Imlac is much like the scholar Martin in Candide. Both have pessimistic tendencies, yet their cynicism make them artists in deciphering truths and they do so quite eloquently. The scholar Martin, with whom Candide empathizes the most, leads Candide closer to what he apparently values, his word. In their journey together, Martin says to Candide, “Private sorrows are more bitter than public suffering. In a word, I have seen and suffered so much that I am a Manichaean” (Voltaire 70). It is important to point out that Manichaeism is a dualistic religion that believes in the power of God and Satan. Earthly life is considered a battleground for the influence of these powers. The soul (the ethical faculty in humans) defines the person, but is in a tug of war with Good and Evil. Martin’s influence on Candide ultimately leads him to marry Cunegonde while he no longer loves her. It shows that Candide is a person who values declarations made on one’s behalf, never to go back on one’s word. However, it leaves him in a perpetual state of contemplation and irreconcilability—a kind of tug of war with himself. In the end of Candide’s journey, there is no end to his journey. He adapts to the reasoning of another old man in that work starves boredom, vice and desire. Martin finally says to Candide, “Let us work without reasoning, it is the only way to make life bearable” (Voltaire 119). Like Rasselas, he too ends up back where he starts, but knowledgeable of life’s ironies.

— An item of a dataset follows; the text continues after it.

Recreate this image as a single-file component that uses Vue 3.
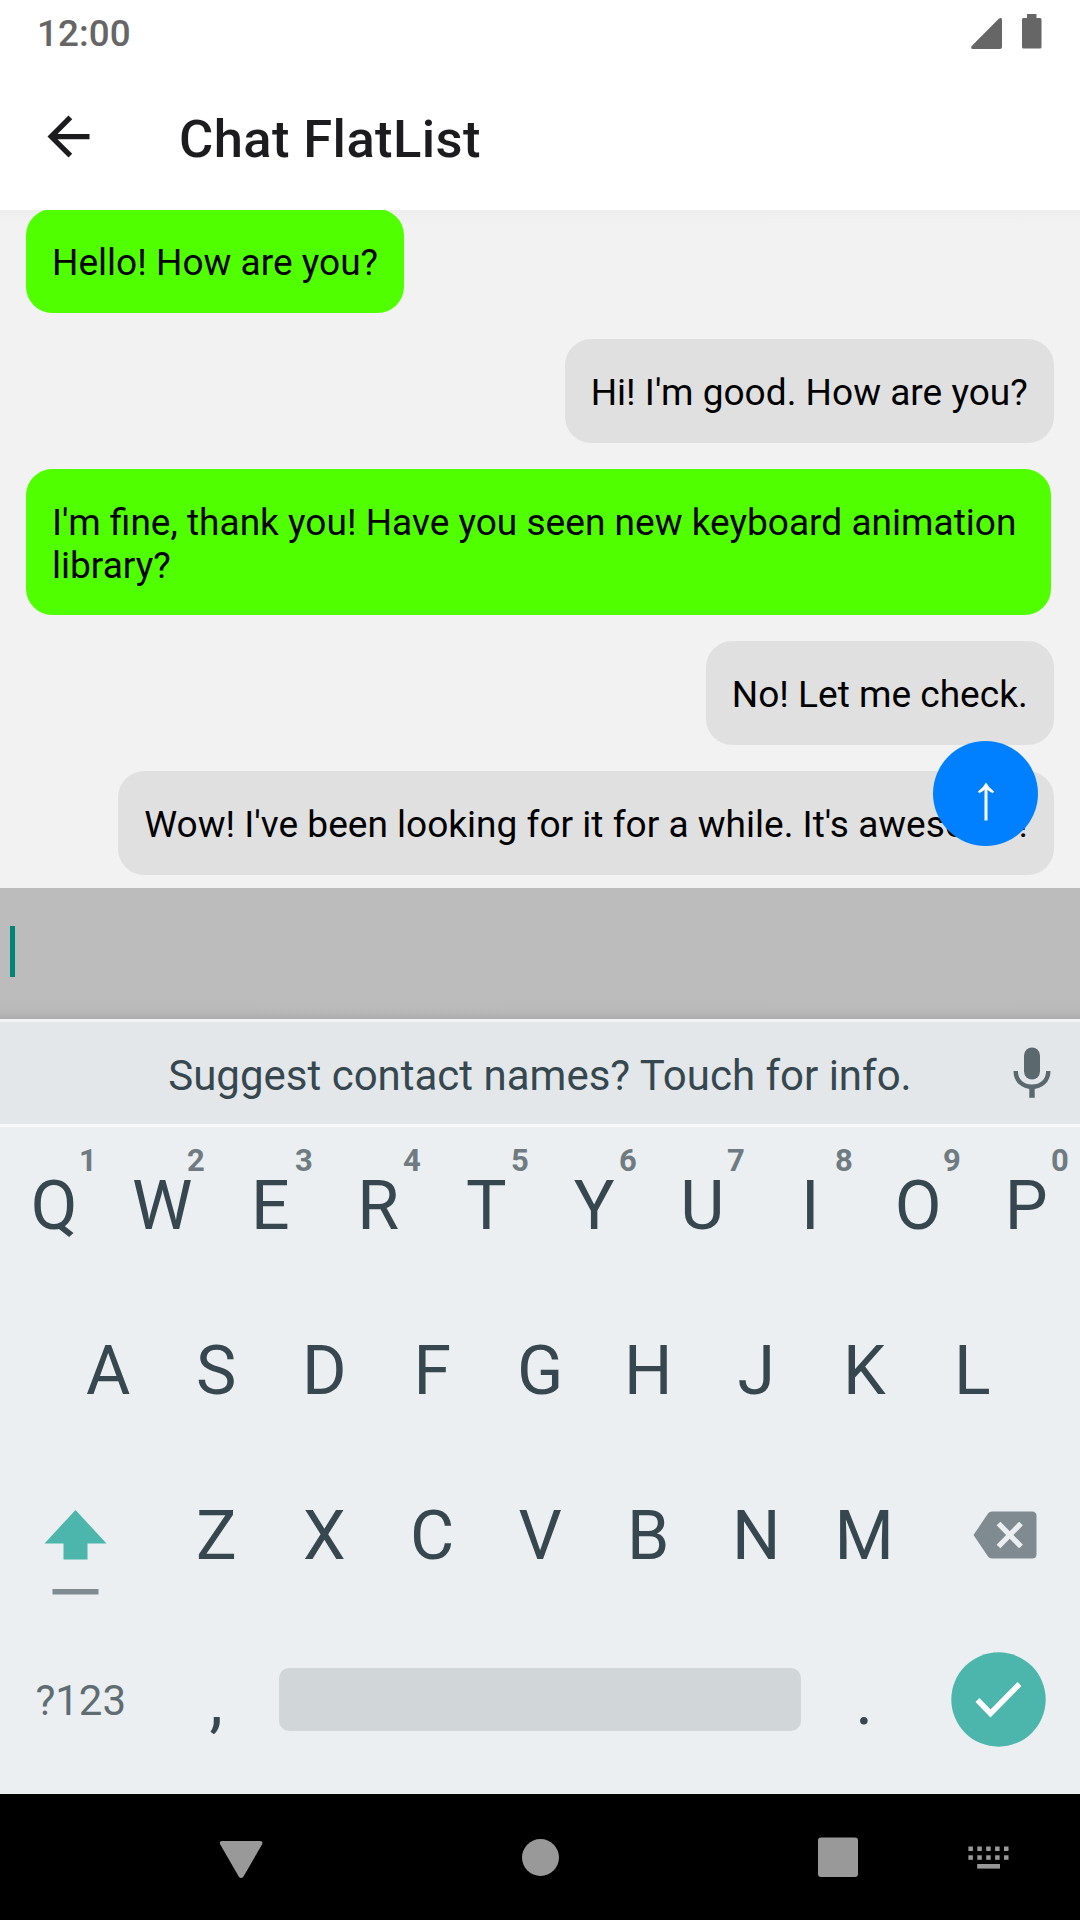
<script setup>
const messages = [
  { text: 'Hello! How are you?', own: true },
  { text: "Hi! I'm good. How are you?", own: false },
  { text: "I'm fine, thank you! Have you seen new keyboard animation library?", own: true, long: true },
  { text: 'No! Let me check.', own: false },
  { text: "Wow! I've been looking for it for a while. It's awesome!", own: false }
]
const topRow = 'QWERTYUIOP'.split('')
const homeRow = 'ASDFGHJKL'.split('')
const bottomRow = 'ZXCVBNM'.split('')
</script>

<template>
  <div class="screen">
    <div class="status">
      <span class="time">12:00</span>
      <span class="status-icons">
        <svg width="31" height="31" viewBox="0 0 31 31"><path d="M28 .6Q31-1.200 31 2V29Q31 31 29 31H2Q-.9 31 .7 28Z" /></svg>
        <svg width="20" height="35" viewBox="0 0 20 35"><path d="M5 0h9.500v4H18q1.500 0 1.500 1.500v27.500q0 1.500-1.500 1.500H1.500Q0 34.500 0 33V5.500Q0 4 1.500 4H5Z" /></svg>
      </span>
    </div>
    <header class="header">
      <svg class="back" viewBox="0 0 24 24"><path d="M20 11H7.830l5.590-5.590L12 4l-8 8 8 8 1.410-1.410L7.830 13H20z" /></svg>
      <h1>Chat FlatList</h1>
    </header>

    <main class="chat">
      <div v-for="m in messages" :key="m.text" class="bubble" :class="{ own: m.own, long: m.long }">{{ m.text }}</div>
      <button class="fab">
        <svg width="18" height="40" viewBox="0 0 18 40">
          <path d="M9 39.500V4" fill="none" stroke="#fff" stroke-width="3" />
          <path d="M9 1.500Q11.500 6.500 17 10.500L15.800 12.300Q12 10.500 9 7.500Q6 10.500 2.200 12.300L1 10.500Q6.500 6.500 9 1.500Z" fill="#fff" />
        </svg>
      </button>
    </main>

    <div class="input"><i class="cursor"></i></div>

    <section class="keyboard">
      <div class="suggest">
        <span>Suggest contact names? Touch for info.</span>
        <svg class="mic" width="38" height="52" viewBox="0 0 38 52">
          <rect x="11" y="0.500" width="16" height="32" rx="8" />
          <path d="M2.700 24C2.700 34 10 39.700 19 39.700S35.300 34 35.300 24" fill="none" stroke="#5b696f" stroke-width="4.400" />
          <rect x="16.300" y="40" width="5.400" height="10.800" />
        </svg>
      </div>
      <div class="row">
        <span v-for="(k, i) in topRow" :key="k" class="key">{{ k }}<sup>{{ (i + 1) % 10 }}</sup></span>
      </div>
      <div class="row">
        <span v-for="k in homeRow" :key="k" class="key">{{ k }}</span>
      </div>
      <div class="row">
        <span class="key wide shift">
          <svg width="64" height="86" viewBox="0 0 64 86">
            <path d="M31.500 0 62.500 33.500H43.500V49.500H19.500V33.500H.5Z" fill="#4db6ac" />
            <rect x="8.500" y="79" width="46" height="5.500" fill="#7f8b90" />
          </svg>
        </span>
        <span v-for="k in bottomRow" :key="k" class="key">{{ k }}</span>
        <span class="key wide delete">
          <svg width="64" height="48" viewBox="0 0 64 48">
            <path d="M19 .5H59Q63.500 .5 63.500 5V43Q63.500 47.500 59 47.500H19Q16.500 47.500 15 45.500L.5 24 15 2.500Q16.500 .5 19 .5Z" fill="#7f8b90" />
            <path d="M25.500 12.500 48 35.500M48 12.500 25.500 35.500" stroke="#ebeff2" stroke-width="5.300" />
          </svg>
        </span>
      </div>
      <div class="row">
        <span class="key wide symbols">?123</span>
        <span class="key">,</span>
        <span class="space"><i></i></span>
        <span class="key">.</span>
        <span class="key wide enter">
          <svg width="95" height="95" viewBox="0 0 95 95">
            <circle cx="47.500" cy="47.500" r="47.200" fill="#4db6ac" />
            <path d="M26.500 48 39.500 61.500 68.500 32" fill="none" stroke="#fff" stroke-width="5.500" />
          </svg>
        </span>
      </div>
    </section>

    <nav class="nav">
      <svg width="1080" height="126" viewBox="0 0 1080 126" fill="#999">
        <path d="M222 47H260Q263.500 47 262 50.500L243.500 82.500Q241 85.500 238.700 82.500L220.300 50.500Q218.800 47 222 47Z" />
        <circle cx="540.500" cy="63.500" r="18.500" />
        <rect x="818" y="43.500" width="40" height="39.500" rx="3" />
        <g v-for="n in 5" :key="n">
          <rect :x="959.5 + n * 8.900" y="52.500" width="4.500" height="4.500" />
          <rect :x="959.5 + n * 8.900" y="61.300" width="4.500" height="4.500" />
        </g>
        <rect x="977.200" y="70" width="22.800" height="4.600" />
      </svg>
    </nav>
  </div>
</template>

<style>
body { margin: 0; }
</style>

<style scoped>
.screen { width: 1080px; height: 1920px; display: flex; flex-direction: column; overflow: hidden; background: #fff; font-family: Roboto, sans-serif; }
.screen > * { flex-shrink: 0; }
svg { display: block; }
.status { height: 63px; display: flex; justify-content: space-between; padding: 0 38px 0 37px; color: #666; }
.time { font-size: 36.75px; font-weight: 500; letter-spacing: .1px; line-height: 68px; }
.status-icons { display: flex; align-items: flex-end; gap: 20px; height: 48.500px; fill: #666; }
.header { height: 147px; display: flex; align-items: center; padding-left: 37px; }
.back { width: 63px; height: 63px; fill: #1c1c1e; }
h1 { margin: 4px 0 0 79px; font-size: 52.500px; font-weight: 500; letter-spacing: .4px; line-height: 62px; color: #1c1c1e; }
.chat { position: relative; height: 678px; display: flex; flex-direction: column; align-items: flex-end; justify-content: flex-end; gap: 26px; padding: 0 26px 13px; box-sizing: border-box; overflow: hidden; background: linear-gradient(#eee, #f2f2f2 14px); }
.bubble { flex-shrink: 0; box-sizing: border-box; max-width: 1025px; padding: 32px 26.300px 29px 26px; border-radius: 26.250px; background: #e0e0e0; color: #000; font-size: 37.050px; line-height: 43px; }
.bubble.own { align-self: flex-start; background: #50ff00; }
.bubble.long { padding-bottom: 28px; }
.fab { position: absolute; right: 42px; bottom: 42px; width: 105px; height: 105px; padding: 14px 0 0; border: 0; border-radius: 50%; display: flex; align-items: center; justify-content: center; background: #0080ff; }
.input { height: 131px; box-sizing: border-box; padding: 38px 0 0 10px; background: linear-gradient(#bcbcbc 0 112px, #b8b8b8 124px, #acacac); }
.cursor { display: block; width: 5px; height: 51px; background: #008577; }
.keyboard { height: 775px; background: #ebeff2; color: #37474f; }
.suggest { position: relative; height: 102px; border-top: 3px solid #f2f3f4; border-bottom: 3px solid #f6f8f9; background: #e3e7ea; text-align: center; font-size: 42px; line-height: 107px; }
.mic { position: absolute; left: 1013px; top: 25px; fill: #5b696f; }
.row { height: 165px; display: flex; justify-content: center; }
.key { position: relative; width: 108px; text-align: center; text-indent: .5px; font-size: 68px; line-height: 159px; }
.key sup { position: absolute; left: 68px; width: 40px; top: 16px; text-indent: 0; font-size: 31px; line-height: 36px; font-weight: 700; color: #6f7b80; }
.wide { width: 162px; display: flex; justify-content: center; box-sizing: border-box; text-indent: 0; }
.shift { padding: 53px 11px 0 0; }
.delete { padding: 54px 0 0 11px; }
.symbols { font-size: 42px; line-height: 158px; color: #5f6d73; padding-right: .5px; }
.space { width: 540px; padding: 46px 9px 0; box-sizing: border-box; }
.space i { display: block; height: 63px; border-radius: 10px; background: #d1d6d9; }
.enter { padding: 30px 2px 0 0; }
.nav { height: 126px; background: #000; }
</style>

The stories of Rasselas and Candide teach us about what it means to be ethical through the portrayal of their philosophers and storytellers. The lesson ultimately is that one cannot look at oneself for the answer to a moral dilemma. One should seek this knowledge outside in nature and human behavior. To be ethical is to search for the institutions that appear to have the answers, and to examine them with a skeptical attitude. To have character (ethos) is to be in a constant state of flux with insurmountable language and knowledge.